Wankenge of Freedom Fighters DC said younger activists are “more privileged” than veterans of the 1960s civil rights movement.
“They gave up things that we’re never going to have to give up,” she said.
‘Opportunity to tell their truth’
Civil rights era veterans note more diverse crowds are joining the fight against oppression these days, with Americans from different ethnic backgrounds participating in protests, and with Black Lives Matter demonstrations unfolding in London, Paris, Berlin and other cities.
“This movement involves so many more people at a much larger scale,’’ said Hicks, noting demonstrations in states like Utah, where Black residents represent less than 2% of the population. “Everybody is turning out and it doesn’t have to be in a major city.”
While protests may not always lead to substantial changes, people get to make their case, said Hill.
“This is their opportunity to tell their truth, to release their frustration, to make their demands and to say, ‘Look, you’ve got to see us,’” he said. “For the most part, Black people feel invisible in this country.”
Simmons, the young protester from Laurel, said he’s haunted by Floyd’s death and other Black men in police custody.

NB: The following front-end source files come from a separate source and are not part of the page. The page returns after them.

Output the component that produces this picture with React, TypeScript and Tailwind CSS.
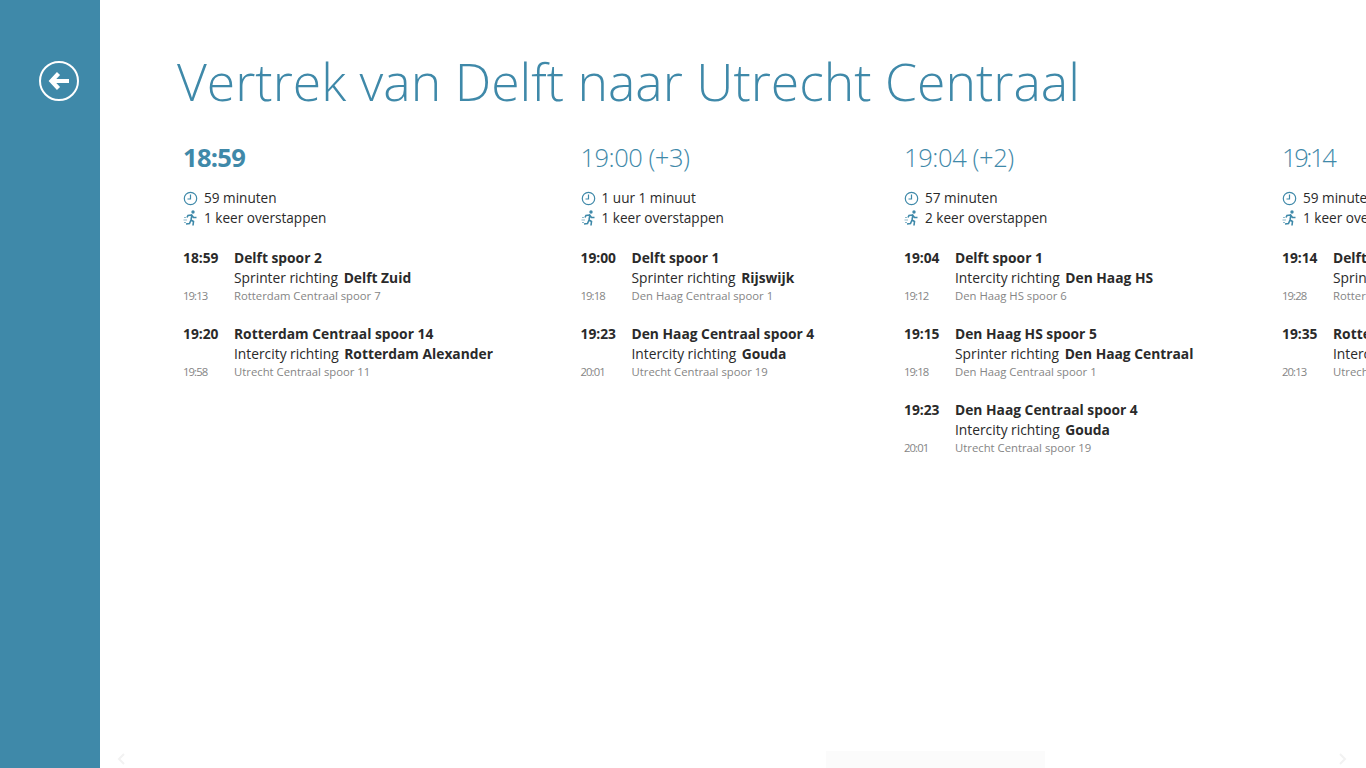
type Leg = {
  dep: string;
  from: string;
  type: string;
  dir: string;
  arr: string;
  to: string;
};

type Trip = {
  time: string;
  width: string;
  timeClass: string;
  duration: string;
  transfers: string;
  legs: Leg[];
};

const trips: Trip[] = [
  {
    time: "18:59",
    width: "w-[397.5px]",
    timeClass: "font-bold tracking-[-0.7px]",
    duration: "59 minuten",
    transfers: "1 keer overstappen",
    legs: [
      { dep: "18:59", from: "Delft spoor 2", type: "Sprinter richting", dir: "Delft Zuid", arr: "19:13", to: "Rotterdam Centraal spoor 7" },
      { dep: "19:20", from: "Rotterdam Centraal spoor 14", type: "Intercity richting", dir: "Rotterdam Alexander", arr: "19:58", to: "Utrecht Centraal spoor 11" },
    ],
  },
  {
    time: "19:00 (+3)",
    width: "w-[323.5px]",
    timeClass: "font-light tracking-[-0.5px]",
    duration: "1 uur 1 minuut",
    transfers: "1 keer overstappen",
    legs: [
      { dep: "19:00", from: "Delft spoor 1", type: "Sprinter richting", dir: "Rijswijk", arr: "19:18", to: "Den Haag Centraal spoor 1" },
      { dep: "19:23", from: "Den Haag Centraal spoor 4", type: "Intercity richting", dir: "Gouda", arr: "20:01", to: "Utrecht Centraal spoor 19" },
    ],
  },
  {
    time: "19:04 (+2)",
    width: "w-[378px]",
    timeClass: "font-light tracking-[-0.4px]",
    duration: "57 minuten",
    transfers: "2 keer overstappen",
    legs: [
      { dep: "19:04", from: "Delft spoor 1", type: "Intercity richting", dir: "Den Haag HS", arr: "19:12", to: "Den Haag HS spoor 6" },
      { dep: "19:15", from: "Den Haag HS spoor 5", type: "Sprinter richting", dir: "Den Haag Centraal", arr: "19:18", to: "Den Haag Centraal spoor 1" },
      { dep: "19:23", from: "Den Haag Centraal spoor 4", type: "Intercity richting", dir: "Gouda", arr: "20:01", to: "Utrecht Centraal spoor 19" },
    ],
  },
  {
    time: "19:14",
    width: "w-[300px]",
    timeClass: "font-light tracking-[-2.4px]",
    duration: "59 minuten",
    transfers: "1 keer overstappen",
    legs: [
      { dep: "19:14", from: "Delft spoor 1", type: "Sprinter richting", dir: "Delft Zuid", arr: "19:28", to: "Rotterdam Centraal spoor 7" },
      { dep: "19:35", from: "Rotterdam Centraal spoor 14", type: "Intercity richting", dir: "Rotterdam Alexander", arr: "20:13", to: "Utrecht Centraal spoor 11" },
    ],
  },
];

function ClockIcon() {
  return (
    <svg width="15" height="15" viewBox="0 0 15 15" fill="none" stroke="#3f89a9" strokeWidth="1.2">
      <circle cx="7.5" cy="7.5" r="6.2" />
      <path d="M7.5 3.5V8H4.5" />
    </svg>
  );
}

function RunnerIcon() {
  return (
    <svg width="15" height="16" viewBox="0 0 15 16" fill="none" stroke="#3f89a9" strokeWidth="1.6">
      <circle cx="10" cy="2" r="1.7" fill="#3f89a9" stroke="none" />
      <path d="M9 4.5L8 10M8.8 5L5 5.5L4 7.5M9 5.5L10.5 7.5L13.5 7.5M8 10L10.5 11.5L10 15.5M8 10L6.5 13.5L3 14" />
      <path d="M1 7.5H3M0.5 10H4M1 12.5H3" strokeWidth="0.6" />
    </svg>
  );
}

function TripColumn({ trip }: { trip: Trip }) {
  return (
    <div className={`${trip.width} shrink-0`}>
      <div className={`h-[32px] text-[25.5px] leading-[32px] text-[#3f89a9] ${trip.timeClass}`}>{trip.time}</div>
      <div className="mt-[15px] text-[13.6px] leading-[20px] text-[#2a2a2a]">
        <div className="flex items-center gap-[6px]">
          <ClockIcon />
          <span>{trip.duration}</span>
        </div>
        <div className="flex items-center gap-[6px]">
          <RunnerIcon />
          <span>{trip.transfers}</span>
        </div>
      </div>
      <div className="mt-[20px] flex flex-col gap-[20px]">
        {trip.legs.map((leg) => (
          <div key={leg.dep} className="grid grid-cols-[51px_1fr] text-[13.8px] leading-[20px] text-[#2a2a2a]">
            <span className="font-bold">{leg.dep}</span>
            <span className="font-bold whitespace-nowrap">{leg.from}</span>
            <span />
            <span className="whitespace-nowrap">
              {leg.type} <span className="ml-[2px] font-bold">{leg.dir}</span>
            </span>
            <span className="text-[11.3px] leading-[16px] tracking-[-0.9px] text-[#858585]">{leg.arr}</span>
            <span className="text-[11.3px] leading-[16px] whitespace-nowrap text-[#858585]">{leg.to}</span>
          </div>
        ))}
      </div>
    </div>
  );
}

export default function App() {
  return (
    <div className="relative flex h-[768px] w-[1366px] overflow-hidden bg-white font-['Open_Sans',sans-serif]">
      <aside className="flex w-[100px] shrink-0 justify-center bg-[#3f89a9] pt-[61px] pl-[18px]">
        <div className="flex h-[40px] w-[40px] items-center justify-center rounded-full border-2 border-white">
          <svg width="24" height="20" viewBox="0 0 24 20" fill="none" stroke="#fff">
            <path d="M6 10H22" strokeWidth="4" />
            <path d="M11.5 2.5L4.5 10L11.5 17.5" strokeWidth="4.2" />
          </svg>
        </div>
      </aside>
      <main className="flex min-w-0 flex-1 flex-col pt-[42px]">
        <h1 className="ml-[77px] text-[51.7px] leading-[78px] font-light whitespace-nowrap text-[#3f89a9]">
          Vertrek van Delft naar Utrecht Centraal
        </h1>
        <div className="mt-[21px] ml-[83px] flex">
          {trips.map((trip) => (
            <TripColumn key={trip.time} trip={trip} />
          ))}
        </div>
      </main>
      <svg className="absolute bottom-[3px] left-[116px]" width="10" height="12" viewBox="0 0 10 12" fill="none" stroke="#f2f2f2" strokeWidth="2">
        <path d="M8 1L3 6L8 11" />
      </svg>
      <svg className="absolute right-[18px] bottom-[3px]" width="10" height="12" viewBox="0 0 10 12" fill="none" stroke="#f2f2f2" strokeWidth="2">
        <path d="M2 1L7 6L2 11" />
      </svg>
      <div className="absolute bottom-0 left-[826px] h-[17px] w-[219px] bg-[#fbfbfb]" />
    </div>
  );
}
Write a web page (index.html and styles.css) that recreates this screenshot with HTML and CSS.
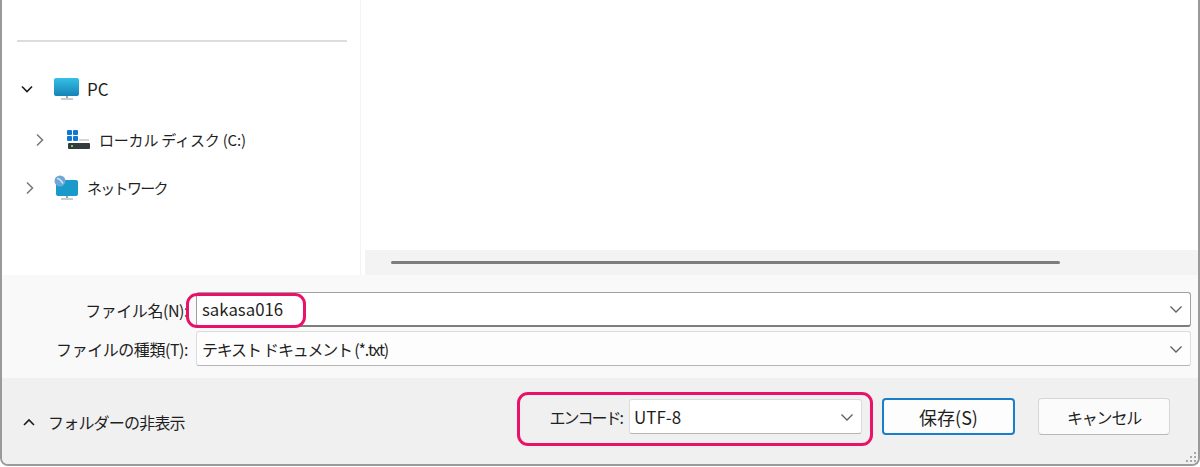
FILE: index.html
```html
<!DOCTYPE html>
<html lang="ja">
<head>
<meta charset="utf-8">
<title>名前を付けて保存</title>
<link rel="stylesheet" href="styles.css">
</head>
<body>
<div class="dialog">
  <div class="top">
    <aside class="sidebar">
      <div class="divider"></div>
      <div class="tree-row row-pc">
        <svg class="chev" width="16" height="16" viewBox="0 0 16 16"><path d="M3 5.500 8 10.500 13 5.500" fill="none" stroke="#1c1c1c" stroke-width="1.600"/></svg>
        <svg class="ico" width="28" height="24" viewBox="0 0 28 24"><defs><linearGradient id="scr" x1="0" y1="0" x2="0" y2="1"><stop offset="0" stop-color="#35c0e4"/><stop offset="1" stop-color="#1583b8"/></linearGradient></defs><rect x="1" y="1" width="25" height="18" rx="2" fill="url(#scr)"/><path d="M13 19h2v2h-2z" fill="#9aa5ad"/><path d="M8 22h12" stroke="#b4bcc2" stroke-width="1.500"/></svg>
        <span>PC</span>
      </div>
      <div class="tree-row row-disk">
        <svg class="chev" width="16" height="16" viewBox="0 0 16 16"><path d="M5 2.500 10.500 8 5 13.500" fill="none" stroke="#7b7b7b" stroke-width="1.600"/></svg>
        <svg class="ico" width="24" height="20" viewBox="0 0 24 20"><rect x="1" y="0" width="5" height="5" rx="1" fill="#0f78d4"/><rect x="7" y="0" width="5" height="5" rx="1" fill="#0f78d4"/><rect x="1" y="6" width="5" height="5" rx="1" fill="#0f78d4"/><rect x="7" y="6" width="5" height="5" rx="1" fill="#0f78d4"/><path d="M13 10h10" stroke="#c9c9c9" stroke-width="1.500"/><rect x="2" y="13" width="22" height="6" rx="1" fill="#333b3e"/><rect x="5" y="15" width="2" height="2" fill="#5fd35f"/></svg>
        <span>ローカル ディスク (C:)</span>
      </div>
      <div class="tree-row row-net">
        <svg class="chev" width="16" height="16" viewBox="0 0 16 16"><path d="M5 2.500 10.500 8 5 13.500" fill="none" stroke="#7b7b7b" stroke-width="1.600"/></svg>
        <svg class="ico" width="28" height="26" viewBox="0 0 28 26"><rect x="4" y="5" width="22" height="16" rx="2" fill="#1a9acb"/><circle cx="8" cy="6" r="5.500" fill="#6da6d8"/><path d="M5 3.500c3 0 4 2 6 5" stroke="#d7e6f2" stroke-width="1.500" fill="none"/><path d="M14 21h2v2h-2z" fill="#9aa5ad"/><path d="M9 24h12" stroke="#b4bcc2" stroke-width="1.500"/></svg>
        <span>ネットワーク</span>
      </div>
    </aside>
    <main class="content">
      <div class="pane"></div>
      <div class="scrollbar"><div class="thumb"></div></div>
    </main>
  </div>
  <section class="fields">
    <div class="field">
      <label class="field-label">ファイル名(N):</label>
      <div class="combo combo-active"><span class="val-name">sakasa016</span>
        <svg width="14" height="14" viewBox="0 0 14 14"><path d="M1.500 4.500 7 10 12.500 4.500" fill="none" stroke="#5f5f5f" stroke-width="1.300"/></svg>
      </div>
    </div>
    <div class="field">
      <label class="field-label">ファイルの種類(T):</label>
      <div class="combo"><span class="val-type">テキスト ドキュメント (*.txt)</span>
        <svg width="14" height="14" viewBox="0 0 14 14"><path d="M1.500 4.500 7 10 12.500 4.500" fill="none" stroke="#5f5f5f" stroke-width="1.300"/></svg>
      </div>
    </div>
  </section>
  <footer class="footer">
    <div class="toggle">
      <svg width="14" height="14" viewBox="0 0 14 14"><path d="M2 10 7 5 12 10" fill="none" stroke="#1c1c1c" stroke-width="1.600"/></svg>
      <span>フォルダーの非表示</span>
    </div>
    <div class="actions">
      <span class="enc-label">エンコード:</span>
      <div class="combo enc"><span class="val-enc">UTF-8</span>
        <svg width="14" height="14" viewBox="0 0 14 14"><path d="M1.500 4.500 7 10 12.500 4.500" fill="none" stroke="#5f5f5f" stroke-width="1.300"/></svg>
      </div>
      <button class="btn btn-primary">保存(S)</button>
      <button class="btn btn-cancel">キャンセル</button>
    </div>
    <svg class="grip" width="14" height="14" viewBox="0 0 14 14" fill="#a8a8a8"><rect x="10" y="2" width="2" height="2"/><rect x="6" y="6" width="2" height="2"/><rect x="10" y="6" width="2" height="2"/><rect x="2" y="10" width="2" height="2"/><rect x="6" y="10" width="2" height="2"/><rect x="10" y="10" width="2" height="2"/></svg>
  </footer>
  <div class="mark mark-name"></div>
  <div class="mark mark-enc"></div>
</div>
</body>
</html>
```
FILE: styles.css
```css
* { box-sizing: border-box; }
html, body { margin: 0; height: 467px; overflow: hidden; background: #fff; }
body { font-family: "Noto Sans CJK JP", "Noto Sans", sans-serif; font-size: 16px; color: #1f1f1f; }
.dialog {
  position: relative;
  width: 1200px;
  height: 466px;
  display: flex;
  flex-direction: column;
  border-left: 2px solid #9a9a9a;
  border-right: 2px solid #9a9a9a;
  border-bottom: 2px solid #9a9a9a;
  border-bottom-left-radius: 8px;
  border-bottom-right-radius: 8px;
  overflow: hidden;
}
.top { height: 275px; display: flex; background: #fff; }
.sidebar { width: 359px; padding: 40px 0 0 15px; border-right: 1px solid #f3f3f3; }
.divider { width: 330px; height: 2px; background: #dcdcdc; margin-bottom: 34px; }
.tree-row { display: flex; align-items: center; height: 26px; line-height: 26px; white-space: nowrap; }
.row-pc { margin-bottom: 25px; font-size: 17px; }
.row-pc .chev { margin-left: 2px; }
.row-pc .ico { margin-left: 18px; margin-right: 6px; }
.row-disk { margin-bottom: 22px; padding-left: 15px; font-size: 15px; letter-spacing: -0.2px; }
.row-disk .ico { margin-left: 18px; margin-right: 9px; }
.row-net { font-size: 15px; letter-spacing: -1.7px; }
.row-net .chev { margin-left: 5px; }
.row-net .ico { margin-left: 14px; margin-right: 7px; }
.content { flex: 1; display: flex; flex-direction: column; padding-left: 4px; }
.pane { flex: 1; }
.scrollbar { height: 25px; background: #f3f3f3; padding: 11px 0 0 26px; }
.thumb { width: 669px; height: 3px; background: #7d7d7d; border-radius: 2px; }
.fields { height: 103px; background: #f9f9f9; padding-top: 17px; display: flex; flex-direction: column; gap: 4px; }
.field { display: flex; align-items: center; height: 35px; }
.field-label { width: 186px; text-align: right; white-space: nowrap; letter-spacing: -0.45px; }
.combo {
  display: flex;
  align-items: center;
  justify-content: space-between;
  background: #fdfdfd;
  border: 1px solid #dcdcdc;
  border-bottom-color: #b5b5b5;
  border-radius: 3px;
  padding: 0 7px 0 5px;
  height: 35px;
  white-space: nowrap;
}
.field .combo { width: 995px; margin-left: 8px; }
.combo-active { background: #fff; border: 1px solid #a0a0a0; border-bottom: 2px solid #7d7d7d; }
.val-name { font-size: 16.8px; }
.val-type { letter-spacing: -1.2px; }
.val-enc { font-size: 17px; margin-left: -1px; }
.footer { flex: 1; position: relative; display: flex; align-items: center; justify-content: space-between; background: #f0f0f0; padding: 0 28px 9px 20px; }
.toggle { display: flex; align-items: center; gap: 12px; letter-spacing: -0.8px; margin-top: 10px; }
.actions { display: flex; align-items: center; }
.enc-label { margin-right: 7px; letter-spacing: -2px; }
.enc { width: 233px; background: #fff; }
.btn {
  font: inherit;
  color: inherit;
  width: 133px;
  height: 37px;
  padding: 0;
  background: #fbfbfb;
  border: 1px solid #d6d6d6;
  border-bottom-color: #b8b8b8;
  border-radius: 4px;
}
.btn-primary { border: 2px solid #1a7fc9; background: #fdfdfd; margin-left: 20px; font-size: 18px; }
.btn-cancel { width: 132px; margin-left: 23px; letter-spacing: -1.2px; }
.grip { position: absolute; right: 0; bottom: 0; }
.mark { position: absolute; border: 3px solid #e8126a; pointer-events: none; background: transparent; }
.mark-name { left: 184px; top: 293px; width: 120px; height: 35px; border-radius: 11px; }
.mark-enc { left: 515px; top: 392px; width: 356px; height: 54px; border-radius: 11px; }
```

Simmons went to a predominately white high school in Akron, Ohio, where he said he felt like he was a target because of his skin color.
“I’m just scared for my life every time I walk out the front door,” he said.
A day after his graduation in May, Simmons joined his first-ever protest outside a police station in Akron. Simmons, who plans to attend North Carolina A&T State University this fall, has since moved to Maryland and returned twice to downtown D.C., to protest. He said it felt “amazing” to walk on the yellow “Black Lives Matter” letters painted on the street leading to the White House.
“I felt so happy to be a part of something that was bigger than me,” he said.